Descriptions of the snake and the circumstances of the bite may suggest a species diagnosis, but this is not often a satisfactory basis for specific treatment.

In most cases of snake bite appropriate clinical management requires reliable identification of a distinctive clinical syndrome based on epidemiological, clinical and laboratory data. A syndromic approach is, therefore, recommended in the majority of cases.

Most of the snakes found in South Africa are not venomous and even the ones that are dangerously venomous are the minority.

“Even being bitten by snake that possesses a potentially dangerous venom, does not mean you are going to have any ill effects or die.

Snakes can bite and not give off any venom or just give off a small amount.

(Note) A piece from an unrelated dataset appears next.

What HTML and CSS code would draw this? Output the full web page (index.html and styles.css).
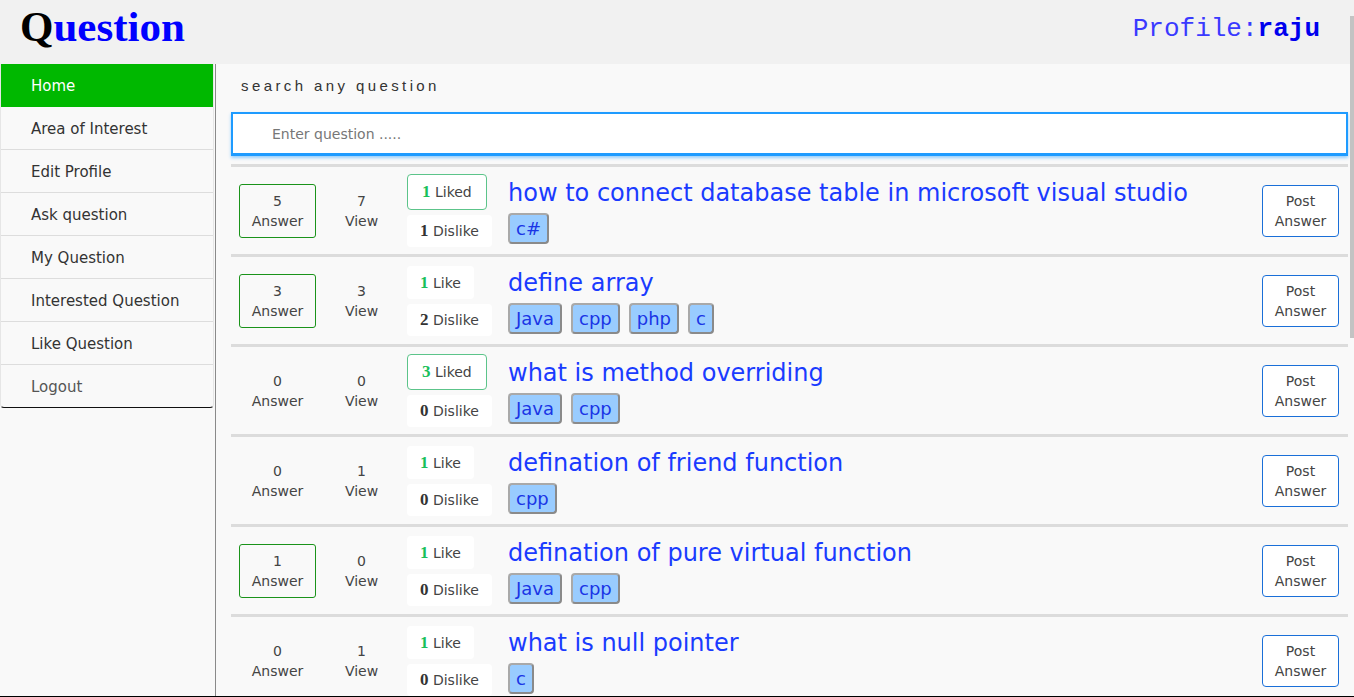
FILE: index.html
```html
<!DOCTYPE html>
<html>
<head>
<meta charset="utf-8">
<title>Question</title>
<link rel="stylesheet" href="styles.css">
</head>
<body>
<div class="page">
  <header class="topbar">
    <div class="logo"><span class="logo-q">Q</span>uestion</div>
    <div class="profile">Profile:<b>raju</b></div>
  </header>
  <div class="layout">
    <aside class="sidebar">
      <ul class="menu">
        <li class="active">Home</li>
        <li>Area of Interest</li>
        <li>Edit Profile</li>
        <li>Ask question</li>
        <li>My Question</li>
        <li>Interested Question</li>
        <li>Like Question</li>
        <li class="logout">Logout</li>
      </ul>
    </aside>
    <main class="content">
      <div class="search-label">search any question</div>
      <input class="search" type="text" placeholder="Enter question .....">
      <div class="list">
        <div class="row">
          <div class="answers has"><span>5</span><span>Answer</span></div>
          <div class="views"><span>7</span><span>View</span></div>
          <div class="votes">
            <div class="vote liked"><b class="num green">1</b> Liked</div>
            <div class="vote"><b class="num">1</b> Dislike</div>
          </div>
          <div class="q">
            <div class="title">how to connect database table in microsoft visual studio</div>
            <div class="tags"><span class="tag">c#</span></div>
          </div>
          <div class="post">Post<br>Answer</div>
        </div>
        <div class="row">
          <div class="answers has"><span>3</span><span>Answer</span></div>
          <div class="views"><span>3</span><span>View</span></div>
          <div class="votes">
            <div class="vote"><b class="num green">1</b> Like</div>
            <div class="vote"><b class="num">2</b> Dislike</div>
          </div>
          <div class="q">
            <div class="title">define array</div>
            <div class="tags"><span class="tag">Java</span><span class="tag">cpp</span><span class="tag">php</span><span class="tag">c</span></div>
          </div>
          <div class="post">Post<br>Answer</div>
        </div>
        <div class="row">
          <div class="answers"><span>0</span><span>Answer</span></div>
          <div class="views"><span>0</span><span>View</span></div>
          <div class="votes">
            <div class="vote liked"><b class="num green">3</b> Liked</div>
            <div class="vote"><b class="num">0</b> Dislike</div>
          </div>
          <div class="q">
            <div class="title">what is method overriding</div>
            <div class="tags"><span class="tag">Java</span><span class="tag">cpp</span></div>
          </div>
          <div class="post">Post<br>Answer</div>
        </div>
        <div class="row">
          <div class="answers"><span>0</span><span>Answer</span></div>
          <div class="views"><span>1</span><span>View</span></div>
          <div class="votes">
            <div class="vote"><b class="num green">1</b> Like</div>
            <div class="vote"><b class="num">0</b> Dislike</div>
          </div>
          <div class="q">
            <div class="title">defination of friend function</div>
            <div class="tags"><span class="tag">cpp</span></div>
          </div>
          <div class="post">Post<br>Answer</div>
        </div>
        <div class="row">
          <div class="answers has"><span>1</span><span>Answer</span></div>
          <div class="views"><span>0</span><span>View</span></div>
          <div class="votes">
            <div class="vote"><b class="num green">1</b> Like</div>
            <div class="vote"><b class="num">0</b> Dislike</div>
          </div>
          <div class="q">
            <div class="title">defination of pure virtual function</div>
            <div class="tags"><span class="tag">Java</span><span class="tag">cpp</span></div>
          </div>
          <div class="post">Post<br>Answer</div>
        </div>
        <div class="row">
          <div class="answers"><span>0</span><span>Answer</span></div>
          <div class="views"><span>1</span><span>View</span></div>
          <div class="votes">
            <div class="vote"><b class="num green">1</b> Like</div>
            <div class="vote"><b class="num">0</b> Dislike</div>
          </div>
          <div class="q">
            <div class="title">what is null pointer</div>
            <div class="tags"><span class="tag">c</span></div>
          </div>
          <div class="post">Post<br>Answer</div>
        </div>
      </div>
    </main>
  </div>
  <div class="scroll-thumb"></div>
</div>
</body>
</html>
```

FILE: styles.css
```css
* { box-sizing: border-box; }
html, body {
  margin: 0;
  padding: 0;
  height: 697px;
  overflow: hidden;
  background: #f9f9f9;
  font-family: "DejaVu Sans", Verdana, sans-serif;
}
.page {
  height: 697px;
  display: flex;
  flex-direction: column;
  border-bottom: 1px solid #000;
}
.topbar {
  height: 64px;
  flex: none;
  background: #f1f1f1;
  display: flex;
  align-items: flex-start;
  justify-content: space-between;
  padding: 0 34px 0 20px;
}
.logo {
  font-family: "Liberation Serif", "Times New Roman", serif;
  font-weight: bold;
  font-size: 43px;
  line-height: 54px;
  color: #0000ff;
}
.logo-q { color: #000; }
.profile {
  font-family: "Liberation Mono", "Courier New", monospace;
  font-size: 26px;
  line-height: 30px;
  margin-top: 14px;
  color: #3a3aff;
}
.profile b { color: #0000ee; }
.layout {
  flex: 1;
  display: flex;
  min-height: 0;
}
.sidebar {
  width: 216px;
  flex: none;
  border-right: 1px solid #8a8a8a;
  background: #f9f9f9;
  padding-right: 1px;
}
.menu {
  list-style: none;
  margin: 0;
  padding: 0;
  border-bottom: 1px solid #111;
  border-left: 1px solid #e6e6e6;
  border-right: 1px solid #e6e6e6;
  border-radius: 0 0 4px 4px;
  overflow: hidden;
}
.menu li {
  height: 43px;
  line-height: 44px;
  padding-left: 30px;
  font-size: 15px;
  color: #333;
  border-bottom: 1px solid #dddddd;
}
.menu li:last-child { border-bottom: none; height: 42px; }
.menu li.active {
  background: #00b800;
  color: #fff;
  border-bottom: none;
}
.menu li.logout { color: #555; }
.content {
  flex: 1;
  min-width: 0;
  background: #f9f9f9;
  padding: 13px 5px 0 15px;
  overflow: hidden;
}
.search-label {
  font-family: "Liberation Sans", Arial, sans-serif;
  font-size: 15px;
  line-height: 18px;
  letter-spacing: 3.4px;
  color: #333;
  padding-left: 10px;
}
.search {
  display: block;
  width: 1117px;
  height: 44px;
  margin-top: 17px;
  border: 2px solid #1e9bff;
  border-bottom-width: 3px;
  box-shadow: 0 2px 3px rgba(30, 155, 255, 0.45);
  background: #fff;
  padding: 0 0 0 39px;
  font-family: "DejaVu Sans", Verdana, sans-serif;
  font-size: 14px;
  color: #333;
  outline: none;
}
.search::placeholder { color: #777; }
.list {
  width: 1117px;
  margin-top: 8px;
}
.row {
  height: 90px;
  border-top: 3px solid #dcdcdc;
  display: flex;
  align-items: center;
  padding: 0 9px 0 8px;
  font-size: 14px;
  color: #444;
}
.answers, .views {
  width: 77px;
  flex: none;
  display: flex;
  flex-direction: column;
  align-items: center;
  justify-content: center;
  line-height: 20px;
}
.answers {
  height: 54px;
  border: 1px solid transparent;
  border-radius: 3px;
  margin-right: 7px;
}
.answers.has { border-color: #1a931a; }
.views { margin-right: 7px; }
.votes {
  width: 85px;
  flex: none;
  margin-right: 16px;
  display: flex;
  flex-direction: column;
  align-items: flex-start;
  gap: 5px;
}
.vote {
  height: 32px;
  line-height: 32px;
  padding: 0 13px;
  background: #fff;
  border-radius: 4px;
  white-space: nowrap;
}
.vote:first-child { height: 33px; line-height: 33px; }
.vote.liked {
  height: 36px;
  line-height: 34px;
  border: 1px solid #5cc48a;
  padding: 0 14px;
}
.num {
  font-family: "Liberation Serif", "Times New Roman", serif;
  font-size: 17px;
  color: #333;
}
.num.green { color: #19c05a; }
.q {
  flex: 1;
  min-width: 0;
  display: flex;
  flex-direction: column;
  align-items: flex-start;
}
.title {
  font-size: 24px;
  line-height: 30px;
  color: #1a3bff;
  white-space: nowrap;
}
.tags {
  display: flex;
  gap: 9px;
  margin-top: 5px;
}
.tag {
  display: block;
  height: 31px;
  line-height: 27px;
  padding: 0 6px;
  background: #99ccff;
  border: 2px solid #a9a9a9;
  border-right-color: #8a8a8a;
  border-bottom-color: #8a8a8a;
  border-radius: 4px;
  font-size: 18px;
  color: #1a35e6;
}
.post {
  width: 77px;
  height: 52px;
  flex: none;
  border: 1px solid #1a6fd8;
  border-radius: 4px;
  text-align: center;
  line-height: 20px;
  padding-top: 5px;
  color: #444;
  background: #fff;
}
.scroll-thumb {
  position: fixed;
  top: 16px;
  right: 0;
  width: 4px;
  height: 322px;
  background: #c3c3c3;
}
```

“In most snake bites you have a few hours before the effects become life threatening which is enough time to get to medical help.

There is virtually no first aid that can save your life, it could slow down the effects in certain cases but it is not a cure.

The pressure bandage method does help, however, knowing which species of snake bit you, is very important,” he said.

Barnard added that South Africa makes one antivenom to counter the effects of the Boomslang and another antivenom to neutralise the effects of all Cobras, Mambas, Rinkhals and the two big adders namely the Puff adder and the Gaboon adder.